Depois, há os cortes no consumo de imigrantes ilegais (cerca de onze milhões), de funcionários do governo federal (cerca de dois milhões e meio), afetados pelas políticas de Trump, e o declínio do turismo internacional (em março, as viagens da Europa para os Estados Unidos caíram 17% em comparação ao ano anterior).
A confiança do consumidor americano caiu abaixo dos níveis mais baixos da crise financeira de 2008. Esses efeitos não poderão ser contidos pela expansão monetária, inclusive porque o banco central estará de mãos atadas pelo quase certo aumento da inflação.
E a Europa? Infelizmente, será difícil evitar o contágio. O comércio da União Europeia com os Estados Unidos representa mais de 9% da renda europeia. Mesmo sem quaisquer tarifas adicionais (mas prováveis), uma recessão americana também se espalharia para nós.
O que acontecerá com o dólar? Até agora, os Estados Unidos desfrutaram do privilégio financeiro de ser o país mais estável e poderoso do mundo. O dólar é a moeda de reserva e os Estados Unidos têm atraído poupanças do mundo todo para financiar seus déficits comerciais e fiscais.
Hoje, os investidores internacionais possuem cerca de 20% das ações dos EUA, 30% dos títulos do governo americano e 30% do crédito corporativo do país. Mas agora descobriu-se que as instituições americanas são muito mais frágeis do que se pensava anteriormente. Não apenas pela concentração de poder nas mãos do presidente, mas também pela falta de reação da sociedade civil, das empresas e da liderança política americana.
O país inteiro teme que a força do Estado seja usada contra inimigos políticos, como acontece em muitas autocracias. Isso não pode deixar de ter repercussões na confiança no dólar, que continua amplamente supervalorizado em termos reais. A volatilidade nos mercados financeiros ainda não acabou, e é muito provável que o dólar e os títulos do governo americano sejam as próximas vítimas.
Os Estados Unidos continuarão sendo uma democracia? Esta é talvez a pergunta mais importante. Se, como é provável, a economia americana entrar em recessão, o Partido Republicano poderá perder as eleições legislativas em um ano e meio, permitindo que um Congresso Democrata contenha o presidente.
É um cenário provável, mas não certo. Aqueles que usam o Estado para atacar seus inimigos políticos, enfraquecer o funcionamento da Justiça, influenciar a liberdade de pensamento nas universidades e já demonstraram que não aceitam a derrota eleitoral, não hesitariam em manipular os resultados das eleições legislativas.
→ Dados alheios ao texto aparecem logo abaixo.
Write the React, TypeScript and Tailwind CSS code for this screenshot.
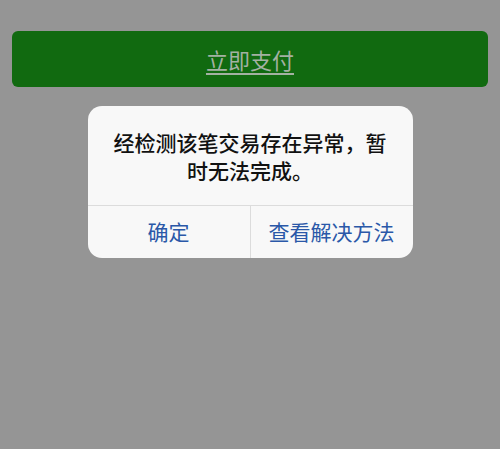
import React from "react";

export default function App() {
  const font = { fontFamily: '"Noto Sans CJK SC", "Noto Sans", sans-serif' };
  return (
    <div className="w-[500px] h-[449px] bg-[#959595] overflow-hidden flex flex-col items-center" style={font}>
      <div className="mt-[31px] w-[476px] h-[56px] rounded-[6px] bg-[#116a10] flex items-center justify-center">
        <span className="text-[22px] leading-none text-[#a3b1a2] underline underline-offset-[4px] decoration-[1.5px]">立即支付</span>
      </div>
      <div className="mt-[19px] w-[325px] h-[152px] rounded-[14px] bg-[#f8f8f8] flex flex-col">
        <div className="h-[99px] flex items-center justify-center px-[24px] pt-[1px]">
          <p className="text-[21px] leading-[28px] font-medium text-[#111] text-center">经检测该笔交易存在异常，暂时无法完成。</p>
        </div>
        <div className="flex-1 border-t border-[#dcdcdc] flex">
          <div className="w-[163px] flex items-center justify-center border-r border-[#dcdcdc] text-[21px] text-[#2a58a8]">确定</div>
          <div className="flex-1 flex items-center justify-center text-[21px] text-[#2a58a8]">查看解决方法</div>
        </div>
      </div>
    </div>
  );
}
A questão é se ele conseguiria. Felizmente, há bons motivos para pensar o contrário: as eleições são administradas pelos estados, não pelo governo federal. Além disso, a democracia americana está entre as mais antigas do mundo, e evidências empíricas mostram que a idade beneficia as democracias: quanto mais velhas, mais resilientes são. Contudo, o bom funcionamento das instituições depende também da cultura política e esta não é insensível ao comportamento dos líderes políticos.
Embora seja improvável que os Estados Unidos se tornem uma autocracia, a deterioração de suas instituições políticas não será um fenômeno de curta duração. Este, e não a guerra comercial, é o principal problema que a Europa e o mundo livre terão de enfrentar.